An Encouragement Is Given (13:10-14)
The final part of this great practical text provides still another motive for presenting our bodies living sacrifices to God. True, there is a warning here, but to my mind it is more an encouragement than a warning. It is similiar to the exhortation given in Gal. 6:9, "And let us not be weary in well doing, for in due season we shall reap if we faint not." It seems to me that the fact that "our salvation is nearer than when we believed" is a great motivation for being sober in attitude and faithful in conduct. This kind of comfort provides fuel for perseverance and patience and being then so emboldened with such assurances, the Christian is admonished to prepare for the inevitable conflict by equipping himself with the armor of light. His conduct, then, becomes an illustration of his faith and it becomes apparent to all that here is a decent, tasteful, and modest person who is committed to serving God.
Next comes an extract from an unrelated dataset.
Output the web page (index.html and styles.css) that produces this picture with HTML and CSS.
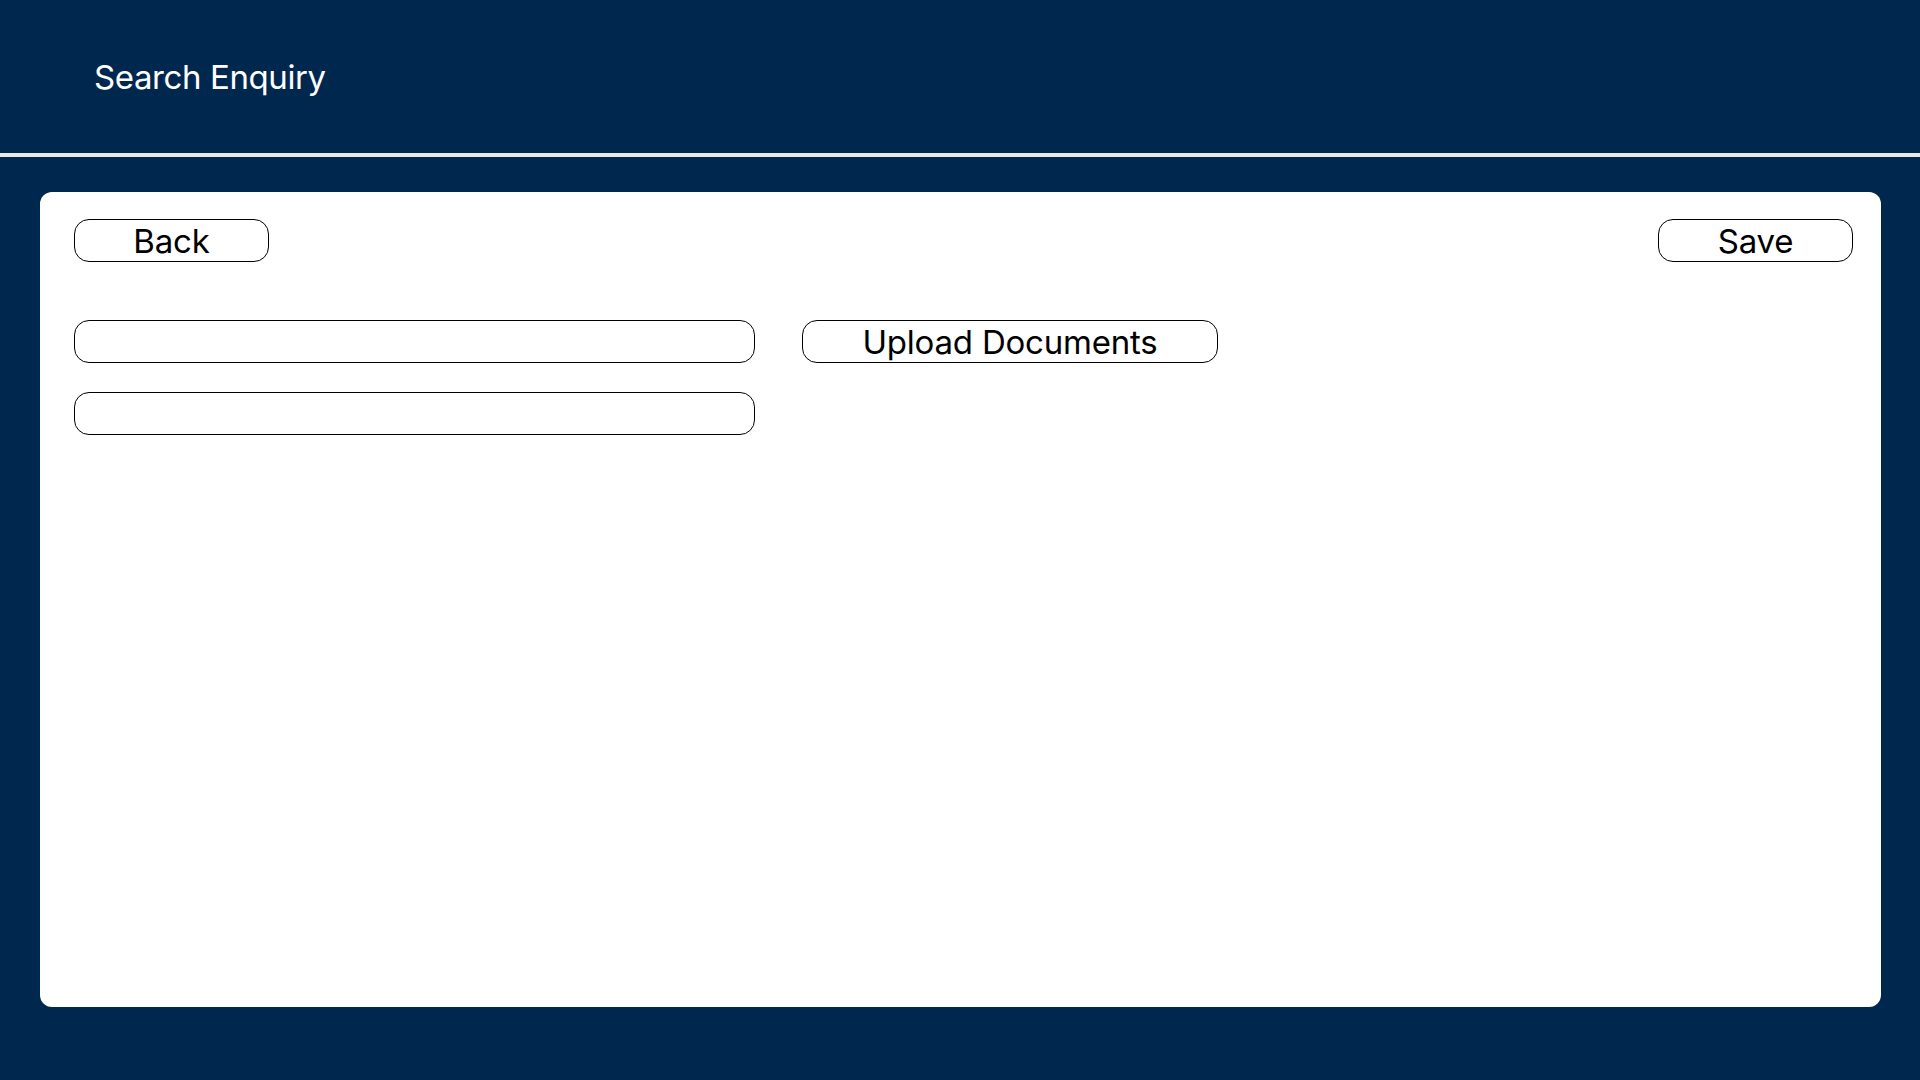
FILE: index.html
```html
<!DOCTYPE html>
<html lang="en">
<head>
<meta charset="utf-8">
<title>Search Enquiry</title>
<link rel="stylesheet" href="styles.css">
</head>
<body>
<header class="topbar">
  <h1 class="title">Search Enquiry</h1>
</header>
<div class="divider"></div>
<main class="main">
  <section class="card">
    <div class="actions">
      <button class="btn btn-small" type="button">Back</button>
      <button class="btn btn-small" type="button">Save</button>
    </div>
    <div class="form">
      <div class="form-row">
        <input class="field" type="text">
        <button class="btn btn-upload" type="button">Upload Documents</button>
      </div>
      <div class="form-row">
        <input class="field" type="text">
      </div>
    </div>
  </section>
</main>
</body>
</html>
```

FILE: styles.css
```css
* {
  box-sizing: border-box;
}

html, body {
  margin: 0;
  padding: 0;
}

body {
  width: 1920px;
  height: 1080px;
  background: #00284f;
  font-family: Inter, "Noto Sans", "Liberation Sans", sans-serif;
  overflow: hidden;
}

.topbar {
  height: 153px;
  padding-left: 94px;
  display: flex;
  align-items: flex-start;
}

.title {
  margin: 0;
  margin-top: 57px;
  font-size: 33px;
  font-weight: 400;
  color: #ffffff;
  line-height: 40px;
  letter-spacing: -0.4px;
}

.divider {
  height: 4px;
  background: #e8e8e8;
}

.main {
  padding: 35px 39px 0 40px;
}

.card {
  height: 815px;
  background: #ffffff;
  border-radius: 12px;
  padding: 27px 28px 0 34px;
}

.actions {
  display: flex;
  justify-content: space-between;
}

.btn {
  height: 43px;
  background: #ffffff;
  border: 1px solid #000000;
  border-radius: 15px;
  font-family: inherit;
  font-size: 33px;
  font-weight: 400;
  color: #000000;
  padding: 2px 0 0 0;
  line-height: 39px;
  letter-spacing: -0.2px;
}

.btn-small {
  width: 195px;
}

.btn-upload {
  width: 416px;
}

.form {
  margin-top: 58px;
  display: flex;
  flex-direction: column;
  gap: 29px;
}

.form-row {
  display: flex;
  gap: 47px;
}

.field {
  width: 681px;
  height: 43px;
  border: 1px solid #000000;
  border-radius: 15px;
  background: #ffffff;
  outline: none;
  padding: 0 14px;
  font-family: inherit;
  font-size: 20px;
}
```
Such a person is not given to carnal impulses such as carousing, drunkenness, and sexual promiscuity. He has put off all the usual proclivities toward jealousy and its accompanying strifes and has, on the other hand, adorned himself with the principles of Jesus Christ. Realizing that the flesh has nothing to offer but a moment's satisfaction, he makes no provision for the gratification of it.
Let us present our bodies as living sacrifices to God, holy, acceptable to God, for it is our reasonable service. And let us not be conformed to this world, but let us be transformed by the renewing of our minds, that we may prove that good and perfect will of God. For, if we miss heaven, we have just missed all there is!